Nathaniel Raymond, direktur eksekutif Laboratorium Penelitian Kemanusiaan Yale, yang telah menyelidiki penculikan tersebut, mengatakan: “Ini mungkin penculikan anak terbesar dalam perang sejak perang dunia kedua – sebanding dengan Jermanisasi anak-anak Polandia oleh Nazi.”
Kesaksian anak-anak yang baru saja diselamatkan mengungkapkan bahwa mereka menerima pelatihan militer di kamp-kamp dan dihukum karena berbicara dalam bahasa Ukraina. “Kami harus menyanyikan lagu kebangsaan Rusia dan menggambar bendera tiga warna,” kata seorang anak berusia sembilan tahun yang diselamatkan.
Anak-anak juga dibuat percaya bahwa orang tua mereka akan menghadapi konsekuensi jika mereka tidak patuh, kata Daria Kasyanova, ketua Jaringan Hak Anak Ukraina, yang mengkampanyekan pemulangan anak-anak yang diculik.
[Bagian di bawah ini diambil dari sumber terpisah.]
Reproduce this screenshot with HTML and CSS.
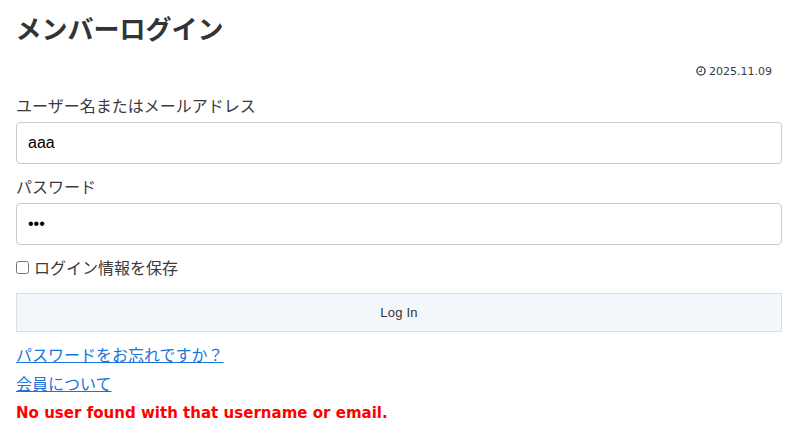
FILE: index.html
```html
<!DOCTYPE html>
<html lang="ja">
<head>
<meta charset="utf-8">
<title>メンバーログイン</title>
<link rel="stylesheet" href="styles.css">
</head>
<body>
<main class="page">
  <h1 class="title">メンバーログイン</h1>
  <div class="meta">
    <svg class="clock" viewBox="0 0 12 12" width="10" height="10" aria-hidden="true"><circle cx="6" cy="6" r="4.9" fill="none" stroke="#333" stroke-width="1.6"/><path d="M6.4 3V6.5H3.4" fill="none" stroke="#333" stroke-width="1.1"/></svg>
    <span>2025.11.09</span>
  </div>
  <form class="form">
    <label class="field">
      <span class="label">ユーザー名またはメールアドレス</span>
      <input class="input" type="text" value="aaa">
    </label>
    <label class="field">
      <span class="label">パスワード</span>
      <input class="input" type="password" value="aaa">
    </label>
    <label class="remember">
      <input class="check" type="checkbox">
      <span>ログイン情報を保存</span>
    </label>
    <button class="submit" type="button">Log In</button>
  </form>
  <p class="link-row"><a href="#">パスワードをお忘れですか？</a></p>
  <p class="link-row"><a href="#">会員について</a></p>
  <p class="error">No user found with that username or email.</p>
</main>
</body>
</html>
```

FILE: styles.css
```css
* { box-sizing: border-box; }
html, body { margin: 0; padding: 0; background: #fff; }
body {
  color: #3a3a3a;
  font-family: "Noto Sans CJK JP", "Noto Sans", sans-serif;
  font-size: 16px;
  overflow: hidden;
}
.page { padding: 8px 9px 0 16px; }
.title {
  margin: 0 0 0 -0.5px;
  color: #333;
  font-size: 26px;
  line-height: 40px;
  font-weight: 700;
}
.meta {
  display: flex;
  justify-content: flex-end;
  align-items: center;
  gap: 3px;
  height: 16px;
  margin-top: 15px;
  padding-right: 10px;
  font-family: "DejaVu Sans", sans-serif;
  font-size: 11px;
}
.form { display: flex; flex-direction: column; }
.field { display: flex; flex-direction: column; margin-bottom: 10px; }
.field:first-child { margin-top: 14px; }
.label { line-height: 24px; height: 29px; }
.input {
  height: 42px;
  padding: 0 11px;
  border: 1px solid #ccc;
  border-radius: 4px;
  background: #fff;
  color: #000;
  font-family: "Liberation Sans", sans-serif;
  font-size: 16px;
}
.remember {
  display: flex;
  align-items: center;
  gap: 5px;
  height: 24px;
  line-height: 24px;
}
.check { width: 13px; height: 13px; margin: 0; }
.submit {
  height: 39px;
  margin-top: 14px;
  border: 1px solid #ddd;
  background: #f3f7fb;
  color: #333;
  font-family: "Liberation Sans", sans-serif;
  font-size: 13px;
  letter-spacing: 0.2px;
}
.link-row { margin: 0; line-height: 24px; margin-top: 5px; }
.link-row:first-of-type { margin-top: 10px; }
.link-row a { color: #1a73d9; text-decoration: underline; }
.error {
  margin: 6px 0 0;
  color: #f00;
  font-family: "DejaVu Sans", sans-serif;
  font-size: 15px;
  line-height: 24px;
  font-weight: 700;
  letter-spacing: 0.02px;
}
```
Deportasi dan penculikan paksa anak-anak Ukraina bukanlah hal baru, kata aktivis dan peneliti. Kasyanova mengatakan dia menyaksikan penculikan dan deportasi serupa selama invasi Rusia ke semenanjung Krimea pada tahun 2014.
Saat itu, dia berupaya mengevakuasi lebih dari 40.000 orang dari Donetsk dan Luhansk, termasuk 12.000 anak-anak. “Putri saya berusia 11 tahun saat itu, dan beberapa temannya yang tertinggal dikirim ke kamp militer di Rusia,” katanya.
Aktivis khawatir banyak anak akan menghilang ke dalam sistem adopsi Rusia, di mana undang-undang baru-baru ini diubah untuk mengizinkan anak-anak Ukraina diadopsi dan diasuh oleh warga negara Rusia.
“Terkadang ada kasus ketika salah satu orang tua berada di wilayah Ukraina dan yang lainnya tinggal bersama anak tersebut. Dan jika orang tua tersebut meninggal atau ditangkap, maka anak tersebut ditinggalkan sendirian dan berisiko dimasukkan ke panti asuhan. Dan jika itu terjadi, pada dasarnya mustahil untuk mendapatkan kembali anak tersebut. Mereka akan hilang,” kata Kasyanova.
Raymond mengatakan inilah mengapa penelitian tentang penculikan sangat penting: “Untuk mendokumentasikan bahwa anak-anak ini telah dideportasi secara paksa.
“Mengambil anak dari satu kelompok etnis atau nasional dan menjadikan mereka bagian dari kelompok etnis atau nasional lain – itu adalah kejahatan perang,” katanya.
Pengadilan pidana internasional setuju dan pada Maret 2023, mengeluarkan surat perintah penangkapan terhadap presiden Rusia, Vladimir Putin, dan komisionernya untuk hak-hak anak, Maria Lvova-Belova, atas “kejahatan perang” berupa deportasi ilegal terhadap anak-anak Ukraina.
Pengembalian anak-anak tetap menjadi tuntutan utama Ukraina dalam setiap negosiasi perdamaian. Ksenia, spesialis evakuasi di lembaga amal Ukraina Helping to Leave, mengatakan: “Kami sedang membahas wilayah – dan rakyat kami, anak-anak kami, adalah wilayah kami. Bagaimana kami bisa menyerahkan mereka?
“Mereka adalah anak-anak kami, mereka orang Ukraina dan mereka harus dibawa [pulang]. Rusia tidak memiliki hak apa pun atas mereka,” katanya.
Raymond mengatakan anak-anak digunakan sebagai alat tawar-menawar dalam negosiasi. “Ketika Rusia memulai, mereka pikir mereka akan menang dengan cepat, jadi program ini diluncurkan, bukan untuk mengambil anak-anak ini dan menahan mereka, tetapi untuk dapat melakukan Russifikasi terhadap Ukraina.
“Namun karena keadaan mulai memburuk dengan cepat, mereka harus mengalihkan propaganda mereka dari tahap menyembunyikan tanggung jawab ke tahap menggunakan anak-anak ini sebagai sandera untuk dimanfaatkan dalam negosiasi,” katanya.